— begin DATA IN THIS EXERCISE —

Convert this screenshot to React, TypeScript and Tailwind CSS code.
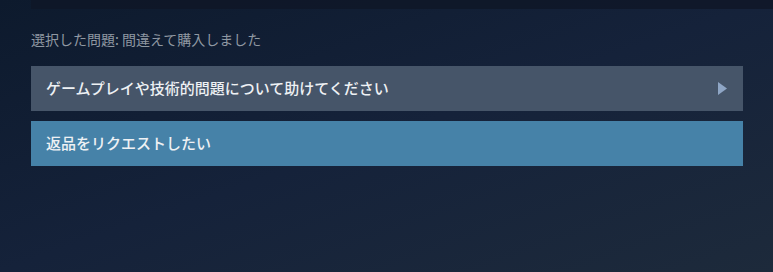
export default function App() {
  const font = { fontFamily: '"Noto Sans CJK JP", "Noto Sans", Arial, sans-serif' };
  return (
    <div
      className="w-[773px] h-[272px] overflow-hidden bg-gradient-to-br from-[#0d1a2d] via-[#15223a] to-[#1d2a3b]"
      style={font}
    >
      <div className="ml-[31px] h-[9px] bg-[#0f1727]/80" />
      <div className="px-[31px] pt-[21px]">
        <div className="text-[14px] leading-[19px] text-[#8f98a2]">選択した問題: 間違えて購入しました</div>
        <div className="mt-[17px] flex flex-col gap-[10px] w-[712px]">
          <div className="h-[45px] bg-[#465569] flex items-center justify-between pl-[15px] pr-[16px] text-[15px] font-medium text-[#eef1f4]">
            <span>ゲームプレイや技術的問題について助けてください</span>
            <svg width="9" height="13" viewBox="0 0 9 13">
              <path d="M0 0 L9 6.5 L0 13 Z" fill="#8fa6c5" />
            </svg>
          </div>
          <div className="h-[45px] bg-[#4682a8] flex items-center pl-[15px] text-[15px] font-medium text-[#eef1f4]">
            <span>返品をリクエストしたい</span>
          </div>
        </div>
      </div>
    </div>
  );
}
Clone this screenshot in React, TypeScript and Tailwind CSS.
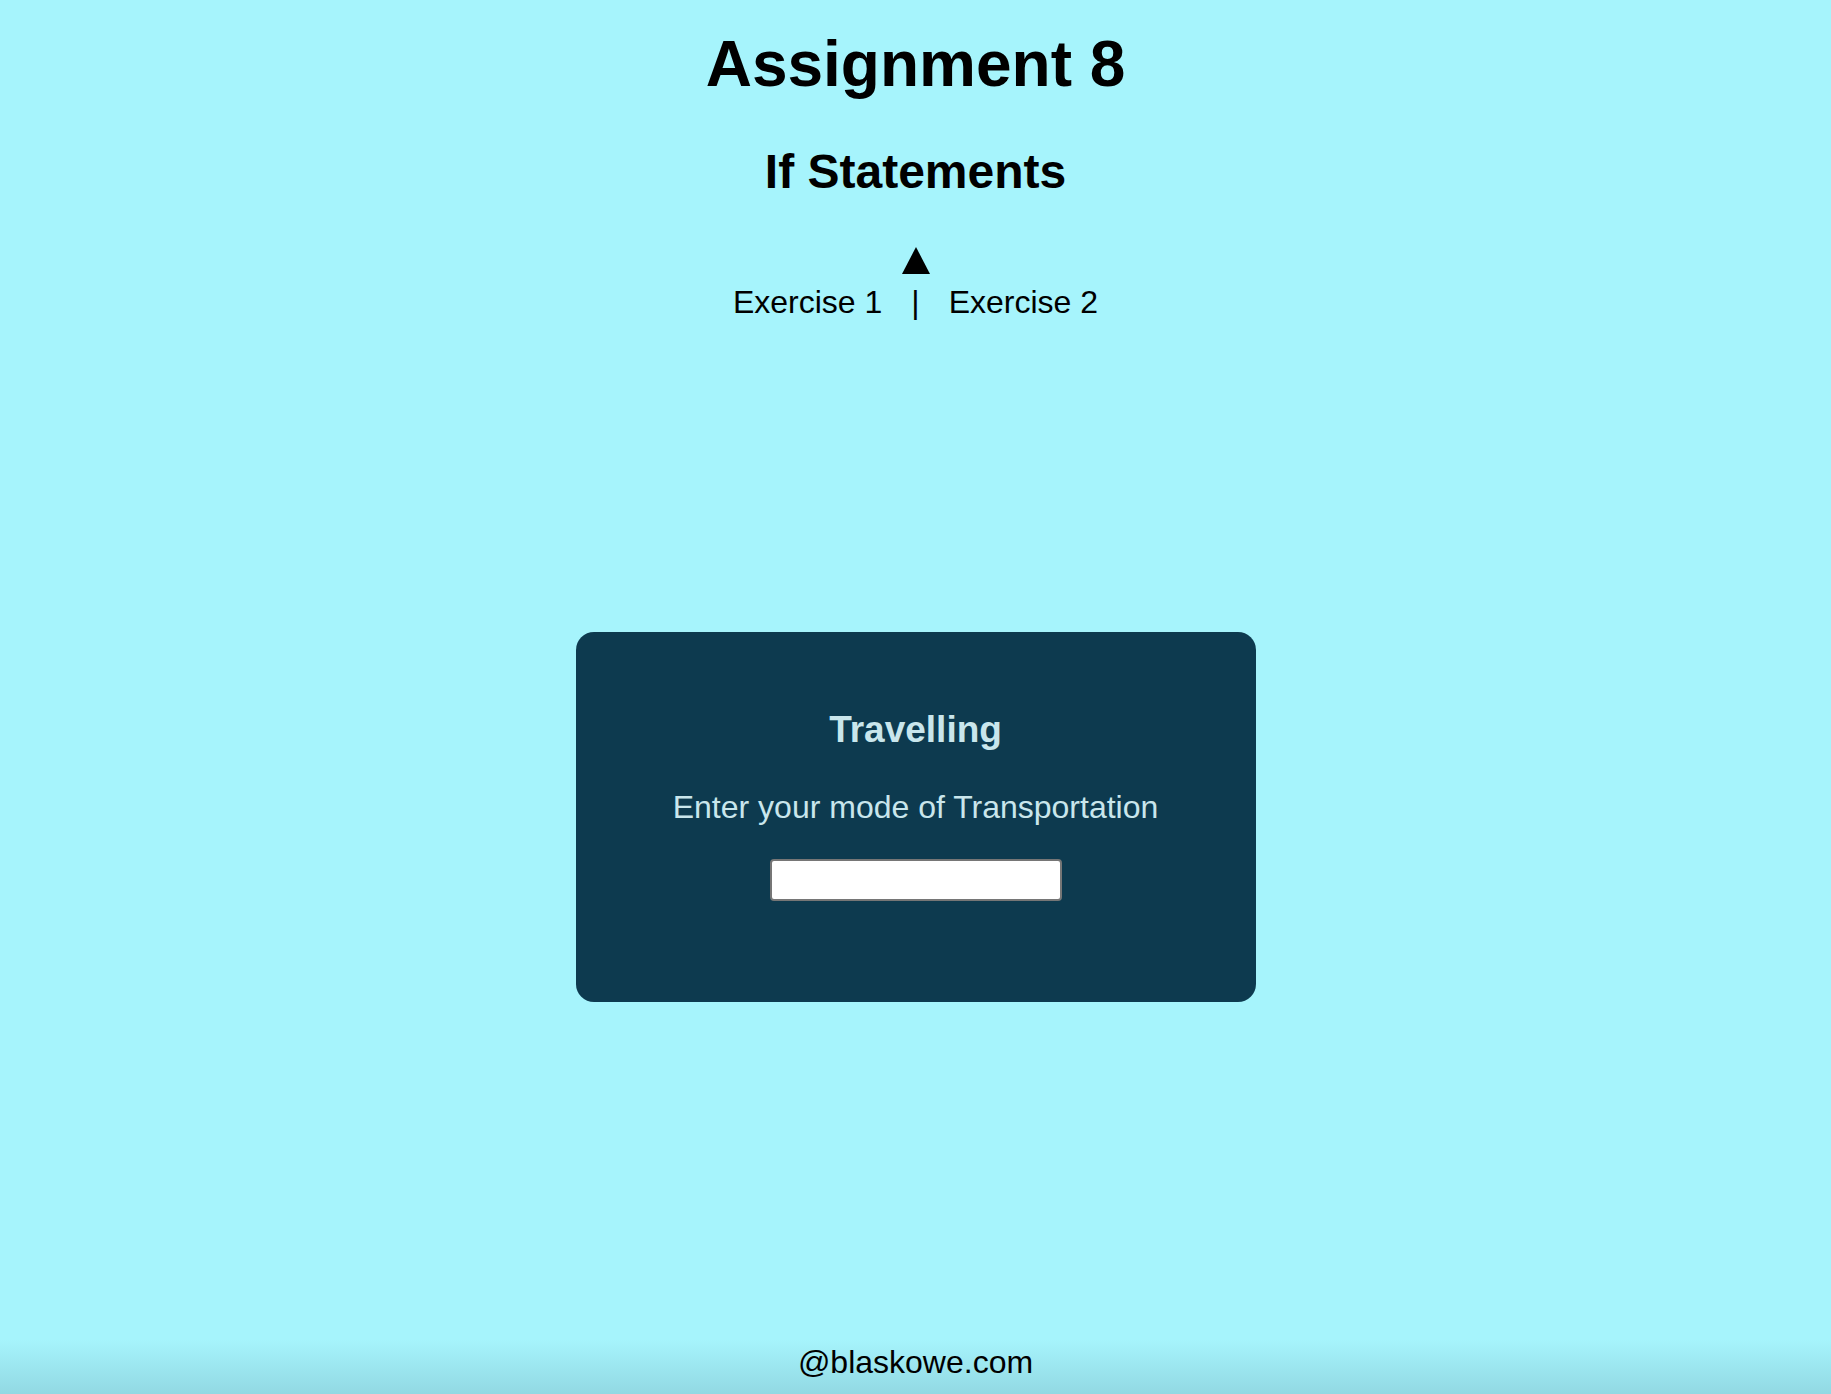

— end DATA IN THIS EXERCISE —

** PROBLEM DETAILS **
Retype the whole listing, keeping every line identical and omitting all pictures.

** EXERCISE SOLUTION **
Convert this screenshot to React, TypeScript and Tailwind CSS code.
export default function App() {
  const font = { fontFamily: '"Noto Sans CJK JP", "Noto Sans", Arial, sans-serif' };
  return (
    <div
      className="w-[773px] h-[272px] overflow-hidden bg-gradient-to-br from-[#0d1a2d] via-[#15223a] to-[#1d2a3b]"
      style={font}
    >
      <div className="ml-[31px] h-[9px] bg-[#0f1727]/80" />
      <div className="px-[31px] pt-[21px]">
        <div className="text-[14px] leading-[19px] text-[#8f98a2]">選択した問題: 間違えて購入しました</div>
        <div className="mt-[17px] flex flex-col gap-[10px] w-[712px]">
          <div className="h-[45px] bg-[#465569] flex items-center justify-between pl-[15px] pr-[16px] text-[15px] font-medium text-[#eef1f4]">
            <span>ゲームプレイや技術的問題について助けてください</span>
            <svg width="9" height="13" viewBox="0 0 9 13">
              <path d="M0 0 L9 6.5 L0 13 Z" fill="#8fa6c5" />
            </svg>
          </div>
          <div className="h-[45px] bg-[#4682a8] flex items-center pl-[15px] text-[15px] font-medium text-[#eef1f4]">
            <span>返品をリクエストしたい</span>
          </div>
        </div>
      </div>
    </div>
  );
}
Clone this screenshot in React, TypeScript and Tailwind CSS.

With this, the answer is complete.